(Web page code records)
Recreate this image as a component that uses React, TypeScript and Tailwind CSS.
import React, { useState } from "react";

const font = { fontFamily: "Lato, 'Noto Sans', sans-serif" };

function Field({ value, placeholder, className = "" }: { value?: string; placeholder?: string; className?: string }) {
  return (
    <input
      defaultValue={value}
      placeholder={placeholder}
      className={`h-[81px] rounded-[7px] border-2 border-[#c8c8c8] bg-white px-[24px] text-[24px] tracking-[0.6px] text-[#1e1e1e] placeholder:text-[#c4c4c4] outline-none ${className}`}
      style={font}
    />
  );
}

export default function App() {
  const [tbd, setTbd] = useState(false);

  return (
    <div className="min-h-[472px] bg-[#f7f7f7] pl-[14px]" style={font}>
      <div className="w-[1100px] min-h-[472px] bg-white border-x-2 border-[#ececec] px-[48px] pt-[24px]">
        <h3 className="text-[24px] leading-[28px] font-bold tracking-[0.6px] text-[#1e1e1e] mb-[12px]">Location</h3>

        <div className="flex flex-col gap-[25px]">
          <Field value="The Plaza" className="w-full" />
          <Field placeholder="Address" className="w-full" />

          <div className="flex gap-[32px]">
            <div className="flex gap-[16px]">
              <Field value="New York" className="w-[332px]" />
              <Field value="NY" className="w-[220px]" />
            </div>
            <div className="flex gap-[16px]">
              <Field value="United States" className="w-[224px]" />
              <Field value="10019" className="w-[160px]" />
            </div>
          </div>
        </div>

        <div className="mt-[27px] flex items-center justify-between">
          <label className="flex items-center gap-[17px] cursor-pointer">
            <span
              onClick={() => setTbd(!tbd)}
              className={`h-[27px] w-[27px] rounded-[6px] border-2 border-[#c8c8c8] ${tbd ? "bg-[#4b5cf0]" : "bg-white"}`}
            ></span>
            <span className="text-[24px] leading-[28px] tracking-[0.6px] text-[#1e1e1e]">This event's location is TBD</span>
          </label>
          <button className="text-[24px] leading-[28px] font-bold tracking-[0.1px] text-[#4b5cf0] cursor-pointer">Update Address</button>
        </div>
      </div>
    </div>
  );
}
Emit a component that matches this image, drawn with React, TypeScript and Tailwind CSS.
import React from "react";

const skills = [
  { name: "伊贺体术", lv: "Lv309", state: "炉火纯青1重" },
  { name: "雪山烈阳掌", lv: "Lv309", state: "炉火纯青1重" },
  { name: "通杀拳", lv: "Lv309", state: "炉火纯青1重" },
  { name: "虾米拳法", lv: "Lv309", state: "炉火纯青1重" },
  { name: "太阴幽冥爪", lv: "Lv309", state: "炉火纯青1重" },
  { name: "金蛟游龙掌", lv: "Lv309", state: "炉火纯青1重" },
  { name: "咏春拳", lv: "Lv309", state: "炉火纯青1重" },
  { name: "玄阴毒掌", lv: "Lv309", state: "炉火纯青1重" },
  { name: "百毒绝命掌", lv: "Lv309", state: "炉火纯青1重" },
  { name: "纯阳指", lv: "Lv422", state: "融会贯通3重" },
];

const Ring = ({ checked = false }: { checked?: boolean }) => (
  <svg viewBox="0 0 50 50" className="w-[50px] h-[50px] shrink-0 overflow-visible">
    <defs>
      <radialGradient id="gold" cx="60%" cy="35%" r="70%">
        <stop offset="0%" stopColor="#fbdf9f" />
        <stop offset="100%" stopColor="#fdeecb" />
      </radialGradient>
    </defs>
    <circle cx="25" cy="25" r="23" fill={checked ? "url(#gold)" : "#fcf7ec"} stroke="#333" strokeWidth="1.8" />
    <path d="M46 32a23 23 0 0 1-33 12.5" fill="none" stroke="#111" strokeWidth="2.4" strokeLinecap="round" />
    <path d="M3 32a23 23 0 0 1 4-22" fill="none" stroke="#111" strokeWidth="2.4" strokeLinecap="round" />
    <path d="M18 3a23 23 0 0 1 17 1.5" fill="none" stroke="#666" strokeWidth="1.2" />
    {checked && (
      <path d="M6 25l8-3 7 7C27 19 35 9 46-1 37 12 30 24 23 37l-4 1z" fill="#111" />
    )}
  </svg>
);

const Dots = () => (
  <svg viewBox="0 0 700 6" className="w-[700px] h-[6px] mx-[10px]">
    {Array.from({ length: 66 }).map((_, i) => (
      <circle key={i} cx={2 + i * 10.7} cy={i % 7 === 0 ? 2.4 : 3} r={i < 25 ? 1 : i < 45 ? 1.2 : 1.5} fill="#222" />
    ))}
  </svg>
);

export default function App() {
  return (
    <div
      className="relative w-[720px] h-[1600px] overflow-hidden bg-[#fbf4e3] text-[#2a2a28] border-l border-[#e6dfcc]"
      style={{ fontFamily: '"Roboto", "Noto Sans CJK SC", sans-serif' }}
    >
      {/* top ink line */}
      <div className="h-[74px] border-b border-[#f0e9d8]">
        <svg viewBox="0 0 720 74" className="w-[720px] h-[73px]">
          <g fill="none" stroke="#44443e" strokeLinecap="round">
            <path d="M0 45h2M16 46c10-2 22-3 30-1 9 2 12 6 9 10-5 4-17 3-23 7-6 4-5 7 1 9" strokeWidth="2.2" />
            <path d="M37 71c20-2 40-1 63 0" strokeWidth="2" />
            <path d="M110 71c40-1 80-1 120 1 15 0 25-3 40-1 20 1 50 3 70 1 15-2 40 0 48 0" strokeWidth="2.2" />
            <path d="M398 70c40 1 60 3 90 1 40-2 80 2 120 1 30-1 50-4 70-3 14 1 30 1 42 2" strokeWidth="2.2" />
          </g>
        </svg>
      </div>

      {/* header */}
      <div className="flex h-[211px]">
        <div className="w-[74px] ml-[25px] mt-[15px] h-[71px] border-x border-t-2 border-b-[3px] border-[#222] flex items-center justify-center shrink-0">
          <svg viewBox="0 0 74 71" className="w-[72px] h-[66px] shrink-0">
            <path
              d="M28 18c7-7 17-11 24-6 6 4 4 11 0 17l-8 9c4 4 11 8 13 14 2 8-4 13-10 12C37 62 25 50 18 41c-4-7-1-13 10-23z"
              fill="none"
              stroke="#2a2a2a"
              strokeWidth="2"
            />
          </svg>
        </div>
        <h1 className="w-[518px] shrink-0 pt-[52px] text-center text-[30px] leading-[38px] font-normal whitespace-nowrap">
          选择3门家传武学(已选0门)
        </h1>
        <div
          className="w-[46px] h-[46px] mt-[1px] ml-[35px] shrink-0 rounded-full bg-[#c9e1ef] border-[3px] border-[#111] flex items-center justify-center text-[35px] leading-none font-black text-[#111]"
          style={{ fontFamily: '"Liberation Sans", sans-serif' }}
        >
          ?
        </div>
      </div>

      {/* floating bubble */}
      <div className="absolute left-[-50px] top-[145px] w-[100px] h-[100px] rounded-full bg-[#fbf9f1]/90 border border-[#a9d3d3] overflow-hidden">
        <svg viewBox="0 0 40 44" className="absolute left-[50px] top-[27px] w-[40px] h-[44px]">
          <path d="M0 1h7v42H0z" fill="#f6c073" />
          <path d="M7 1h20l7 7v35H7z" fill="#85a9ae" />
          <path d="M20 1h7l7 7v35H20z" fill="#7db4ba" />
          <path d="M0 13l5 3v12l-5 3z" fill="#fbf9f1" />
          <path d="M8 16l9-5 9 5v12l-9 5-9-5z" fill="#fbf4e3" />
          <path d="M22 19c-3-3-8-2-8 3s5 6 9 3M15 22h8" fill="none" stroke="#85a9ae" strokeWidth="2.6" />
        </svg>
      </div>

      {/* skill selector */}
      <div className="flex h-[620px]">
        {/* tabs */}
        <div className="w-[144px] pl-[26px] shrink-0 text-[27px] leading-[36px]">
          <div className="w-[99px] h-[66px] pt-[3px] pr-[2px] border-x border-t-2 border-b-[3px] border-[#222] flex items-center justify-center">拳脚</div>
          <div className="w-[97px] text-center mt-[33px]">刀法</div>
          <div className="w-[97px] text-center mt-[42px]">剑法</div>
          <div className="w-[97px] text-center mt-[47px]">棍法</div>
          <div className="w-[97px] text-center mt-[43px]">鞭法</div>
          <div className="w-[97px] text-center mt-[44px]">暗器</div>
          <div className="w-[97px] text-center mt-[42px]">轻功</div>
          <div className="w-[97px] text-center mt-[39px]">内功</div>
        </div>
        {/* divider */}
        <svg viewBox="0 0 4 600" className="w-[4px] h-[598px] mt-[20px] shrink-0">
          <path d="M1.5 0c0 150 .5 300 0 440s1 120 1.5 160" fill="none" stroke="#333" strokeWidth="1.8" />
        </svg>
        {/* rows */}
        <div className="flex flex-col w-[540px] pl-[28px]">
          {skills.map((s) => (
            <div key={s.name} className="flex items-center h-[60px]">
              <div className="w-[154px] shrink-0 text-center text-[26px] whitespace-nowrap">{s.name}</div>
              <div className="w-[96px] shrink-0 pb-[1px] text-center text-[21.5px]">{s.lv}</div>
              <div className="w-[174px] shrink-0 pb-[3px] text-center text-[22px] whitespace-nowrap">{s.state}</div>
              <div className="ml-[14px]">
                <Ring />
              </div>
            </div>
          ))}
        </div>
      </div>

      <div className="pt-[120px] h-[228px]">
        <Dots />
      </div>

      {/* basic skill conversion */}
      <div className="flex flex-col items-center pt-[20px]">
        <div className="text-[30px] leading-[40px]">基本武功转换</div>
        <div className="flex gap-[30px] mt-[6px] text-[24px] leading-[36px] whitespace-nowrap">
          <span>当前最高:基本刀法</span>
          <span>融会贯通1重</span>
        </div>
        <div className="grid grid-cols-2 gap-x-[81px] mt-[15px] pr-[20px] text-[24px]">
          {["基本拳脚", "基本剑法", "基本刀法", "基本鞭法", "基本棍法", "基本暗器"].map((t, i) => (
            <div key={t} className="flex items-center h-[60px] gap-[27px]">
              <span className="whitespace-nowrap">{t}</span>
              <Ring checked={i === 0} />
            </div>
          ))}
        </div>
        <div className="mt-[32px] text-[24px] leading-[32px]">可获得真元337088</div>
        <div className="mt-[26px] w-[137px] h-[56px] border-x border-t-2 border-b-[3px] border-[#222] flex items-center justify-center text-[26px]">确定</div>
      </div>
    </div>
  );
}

§ **Written problem**
Give back the opening line of the records above and every line after it, up to and including the one with "leading-[28px] font-bold tracking-[0.6px]", unchanged.

§ **Exercise output**
Recreate this image as a component that uses React, TypeScript and Tailwind CSS.
import React, { useState } from "react";

const font = { fontFamily: "Lato, 'Noto Sans', sans-serif" };

function Field({ value, placeholder, className = "" }: { value?: string; placeholder?: string; className?: string }) {
  return (
    <input
      defaultValue={value}
      placeholder={placeholder}
      className={`h-[81px] rounded-[7px] border-2 border-[#c8c8c8] bg-white px-[24px] text-[24px] tracking-[0.6px] text-[#1e1e1e] placeholder:text-[#c4c4c4] outline-none ${className}`}
      style={font}
    />
  );
}

export default function App() {
  const [tbd, setTbd] = useState(false);

  return (
    <div className="min-h-[472px] bg-[#f7f7f7] pl-[14px]" style={font}>
      <div className="w-[1100px] min-h-[472px] bg-white border-x-2 border-[#ececec] px-[48px] pt-[24px]">
        <h3 className="text-[24px] leading-[28px] font-bold tracking-[0.6px] text-[#1e1e1e] mb-[12px]">Location</h3>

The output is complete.